Directive: Count lines with the string "TypeScript" in them. State the number alone.

— Begin Records for processing —

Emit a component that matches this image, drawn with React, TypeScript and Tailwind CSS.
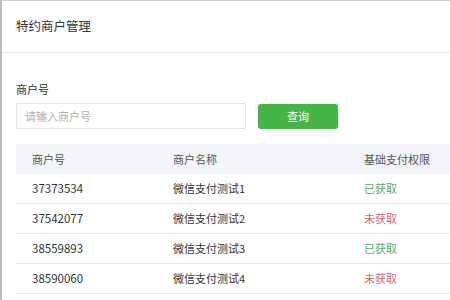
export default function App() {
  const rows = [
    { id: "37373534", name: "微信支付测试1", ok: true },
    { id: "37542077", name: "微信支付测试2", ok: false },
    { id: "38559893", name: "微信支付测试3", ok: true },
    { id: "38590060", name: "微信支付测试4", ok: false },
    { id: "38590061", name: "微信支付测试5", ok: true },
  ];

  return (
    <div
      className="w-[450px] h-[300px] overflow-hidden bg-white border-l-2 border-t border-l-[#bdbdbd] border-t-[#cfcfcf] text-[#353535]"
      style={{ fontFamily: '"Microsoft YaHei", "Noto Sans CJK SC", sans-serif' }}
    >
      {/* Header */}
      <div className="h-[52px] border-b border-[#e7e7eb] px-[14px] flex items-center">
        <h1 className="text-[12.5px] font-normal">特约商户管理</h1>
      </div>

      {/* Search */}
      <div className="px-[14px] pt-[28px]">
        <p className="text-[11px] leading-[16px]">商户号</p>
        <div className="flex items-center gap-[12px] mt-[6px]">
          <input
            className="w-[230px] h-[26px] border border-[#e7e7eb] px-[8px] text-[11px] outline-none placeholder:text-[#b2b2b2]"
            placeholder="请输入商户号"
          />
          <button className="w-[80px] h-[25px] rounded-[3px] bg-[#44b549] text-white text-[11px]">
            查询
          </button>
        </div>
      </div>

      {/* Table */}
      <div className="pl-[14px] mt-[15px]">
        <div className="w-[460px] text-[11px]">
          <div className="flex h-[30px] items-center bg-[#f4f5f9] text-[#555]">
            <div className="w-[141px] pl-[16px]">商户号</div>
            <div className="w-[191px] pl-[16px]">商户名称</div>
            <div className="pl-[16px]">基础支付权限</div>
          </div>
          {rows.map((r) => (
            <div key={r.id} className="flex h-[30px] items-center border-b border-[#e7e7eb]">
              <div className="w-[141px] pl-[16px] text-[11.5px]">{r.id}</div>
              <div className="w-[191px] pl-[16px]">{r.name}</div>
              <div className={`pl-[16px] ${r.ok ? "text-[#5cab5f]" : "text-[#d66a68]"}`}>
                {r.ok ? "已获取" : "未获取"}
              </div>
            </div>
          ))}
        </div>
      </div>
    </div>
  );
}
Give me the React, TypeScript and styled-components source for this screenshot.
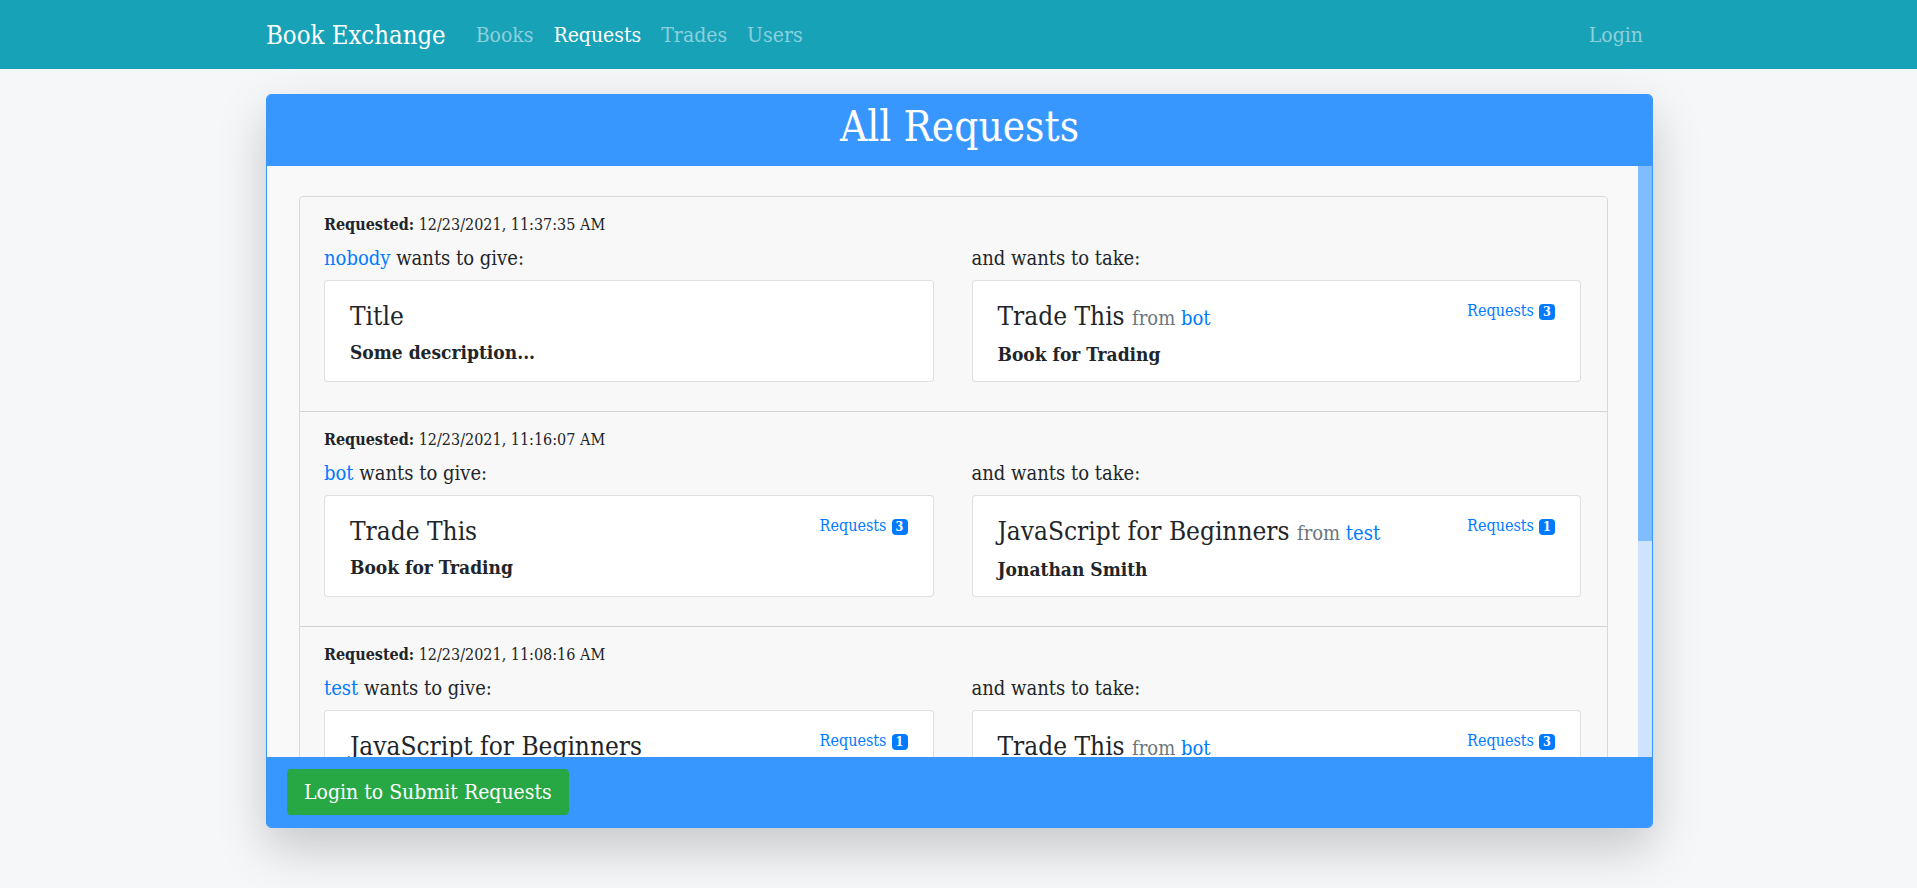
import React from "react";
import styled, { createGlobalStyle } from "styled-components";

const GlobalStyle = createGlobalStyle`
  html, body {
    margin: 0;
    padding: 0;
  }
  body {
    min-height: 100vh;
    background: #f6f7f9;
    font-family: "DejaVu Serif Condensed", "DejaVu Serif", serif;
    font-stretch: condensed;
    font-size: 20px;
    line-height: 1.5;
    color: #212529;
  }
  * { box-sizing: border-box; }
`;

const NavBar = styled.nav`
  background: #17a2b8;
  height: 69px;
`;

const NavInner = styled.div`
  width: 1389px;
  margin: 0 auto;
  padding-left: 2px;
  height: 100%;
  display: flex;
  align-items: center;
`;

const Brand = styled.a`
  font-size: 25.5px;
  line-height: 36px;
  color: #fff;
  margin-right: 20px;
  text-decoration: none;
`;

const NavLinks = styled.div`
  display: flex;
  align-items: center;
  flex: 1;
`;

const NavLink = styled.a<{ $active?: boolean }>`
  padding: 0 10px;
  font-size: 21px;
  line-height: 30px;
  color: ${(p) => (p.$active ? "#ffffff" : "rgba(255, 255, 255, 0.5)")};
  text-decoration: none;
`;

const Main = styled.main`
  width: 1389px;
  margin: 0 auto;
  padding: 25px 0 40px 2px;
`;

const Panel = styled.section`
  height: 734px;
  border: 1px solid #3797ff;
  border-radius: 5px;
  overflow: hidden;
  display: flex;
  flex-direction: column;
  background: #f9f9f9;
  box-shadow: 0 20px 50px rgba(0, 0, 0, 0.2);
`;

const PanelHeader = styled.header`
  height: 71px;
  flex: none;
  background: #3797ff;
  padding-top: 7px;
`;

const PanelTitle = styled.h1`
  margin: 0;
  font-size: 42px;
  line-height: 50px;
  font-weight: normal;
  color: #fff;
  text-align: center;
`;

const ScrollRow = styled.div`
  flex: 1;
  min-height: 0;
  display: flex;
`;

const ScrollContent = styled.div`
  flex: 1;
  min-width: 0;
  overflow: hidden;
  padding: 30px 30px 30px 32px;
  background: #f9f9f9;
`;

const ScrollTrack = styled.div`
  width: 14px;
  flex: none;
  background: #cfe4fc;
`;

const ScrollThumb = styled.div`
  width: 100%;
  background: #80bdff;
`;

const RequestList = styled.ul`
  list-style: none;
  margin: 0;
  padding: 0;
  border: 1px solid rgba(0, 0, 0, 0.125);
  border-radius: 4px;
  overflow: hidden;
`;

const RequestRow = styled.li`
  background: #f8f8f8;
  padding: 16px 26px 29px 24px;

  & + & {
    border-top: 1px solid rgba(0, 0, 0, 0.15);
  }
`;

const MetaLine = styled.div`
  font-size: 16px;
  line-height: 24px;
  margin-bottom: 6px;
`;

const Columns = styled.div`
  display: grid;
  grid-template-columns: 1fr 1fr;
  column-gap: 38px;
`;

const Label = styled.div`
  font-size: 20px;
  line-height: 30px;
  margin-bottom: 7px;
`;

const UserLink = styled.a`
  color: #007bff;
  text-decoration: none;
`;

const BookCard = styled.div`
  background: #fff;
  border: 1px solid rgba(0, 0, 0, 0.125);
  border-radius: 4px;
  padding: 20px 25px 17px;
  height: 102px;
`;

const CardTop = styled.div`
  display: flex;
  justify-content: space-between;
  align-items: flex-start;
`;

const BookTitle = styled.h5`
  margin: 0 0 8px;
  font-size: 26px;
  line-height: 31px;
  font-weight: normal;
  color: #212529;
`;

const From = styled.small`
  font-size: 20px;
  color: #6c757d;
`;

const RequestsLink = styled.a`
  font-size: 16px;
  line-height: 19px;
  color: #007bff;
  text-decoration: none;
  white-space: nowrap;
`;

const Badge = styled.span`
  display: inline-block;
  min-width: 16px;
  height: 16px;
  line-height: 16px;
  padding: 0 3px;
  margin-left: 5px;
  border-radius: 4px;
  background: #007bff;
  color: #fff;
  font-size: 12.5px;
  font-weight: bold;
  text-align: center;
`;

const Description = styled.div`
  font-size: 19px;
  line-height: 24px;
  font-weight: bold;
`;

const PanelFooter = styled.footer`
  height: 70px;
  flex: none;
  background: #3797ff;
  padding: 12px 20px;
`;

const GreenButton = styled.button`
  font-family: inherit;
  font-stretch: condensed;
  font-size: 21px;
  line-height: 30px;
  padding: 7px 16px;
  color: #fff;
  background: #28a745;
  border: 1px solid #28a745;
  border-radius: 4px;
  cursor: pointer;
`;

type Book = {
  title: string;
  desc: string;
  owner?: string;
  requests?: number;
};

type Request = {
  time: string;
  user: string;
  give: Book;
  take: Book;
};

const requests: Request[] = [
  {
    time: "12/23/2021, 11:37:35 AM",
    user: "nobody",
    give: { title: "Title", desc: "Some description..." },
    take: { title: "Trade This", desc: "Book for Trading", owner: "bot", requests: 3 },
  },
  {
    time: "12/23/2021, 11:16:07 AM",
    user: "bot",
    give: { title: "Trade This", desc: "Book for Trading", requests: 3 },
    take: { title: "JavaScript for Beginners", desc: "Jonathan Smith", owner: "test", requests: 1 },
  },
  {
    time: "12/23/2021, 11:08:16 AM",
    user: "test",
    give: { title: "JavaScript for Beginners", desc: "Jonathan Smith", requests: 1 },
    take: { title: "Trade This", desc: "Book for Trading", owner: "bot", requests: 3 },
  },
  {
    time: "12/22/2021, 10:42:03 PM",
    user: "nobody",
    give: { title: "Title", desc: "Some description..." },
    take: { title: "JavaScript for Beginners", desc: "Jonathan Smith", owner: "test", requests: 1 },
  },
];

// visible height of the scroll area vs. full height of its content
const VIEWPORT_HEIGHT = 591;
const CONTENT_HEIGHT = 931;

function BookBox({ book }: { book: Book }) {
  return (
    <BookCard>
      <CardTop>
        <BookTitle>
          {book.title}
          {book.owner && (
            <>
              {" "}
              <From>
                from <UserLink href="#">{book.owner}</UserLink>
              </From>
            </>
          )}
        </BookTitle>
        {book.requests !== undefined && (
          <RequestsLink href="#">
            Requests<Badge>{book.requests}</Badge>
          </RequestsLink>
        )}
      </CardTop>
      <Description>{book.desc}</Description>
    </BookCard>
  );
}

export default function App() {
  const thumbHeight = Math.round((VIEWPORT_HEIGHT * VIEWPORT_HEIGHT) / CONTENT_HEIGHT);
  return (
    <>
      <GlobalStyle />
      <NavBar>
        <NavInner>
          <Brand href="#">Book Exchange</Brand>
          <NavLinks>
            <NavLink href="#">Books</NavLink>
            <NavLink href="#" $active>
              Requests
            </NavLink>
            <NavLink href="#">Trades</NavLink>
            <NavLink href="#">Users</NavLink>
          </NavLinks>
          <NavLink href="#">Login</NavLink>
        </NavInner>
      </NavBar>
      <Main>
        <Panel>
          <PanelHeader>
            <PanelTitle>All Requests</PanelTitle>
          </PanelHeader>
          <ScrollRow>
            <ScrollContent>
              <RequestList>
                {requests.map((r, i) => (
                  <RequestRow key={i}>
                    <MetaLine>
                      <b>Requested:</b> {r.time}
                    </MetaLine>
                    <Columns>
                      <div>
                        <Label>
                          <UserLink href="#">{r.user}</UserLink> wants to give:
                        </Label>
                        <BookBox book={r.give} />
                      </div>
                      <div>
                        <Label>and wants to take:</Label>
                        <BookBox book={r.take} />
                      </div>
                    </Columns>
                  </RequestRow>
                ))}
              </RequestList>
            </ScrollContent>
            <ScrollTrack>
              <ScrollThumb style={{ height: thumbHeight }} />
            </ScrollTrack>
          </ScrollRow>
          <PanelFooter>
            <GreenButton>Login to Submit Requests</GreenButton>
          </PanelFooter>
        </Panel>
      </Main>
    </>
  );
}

— End Records for processing —

Exercise solution: 2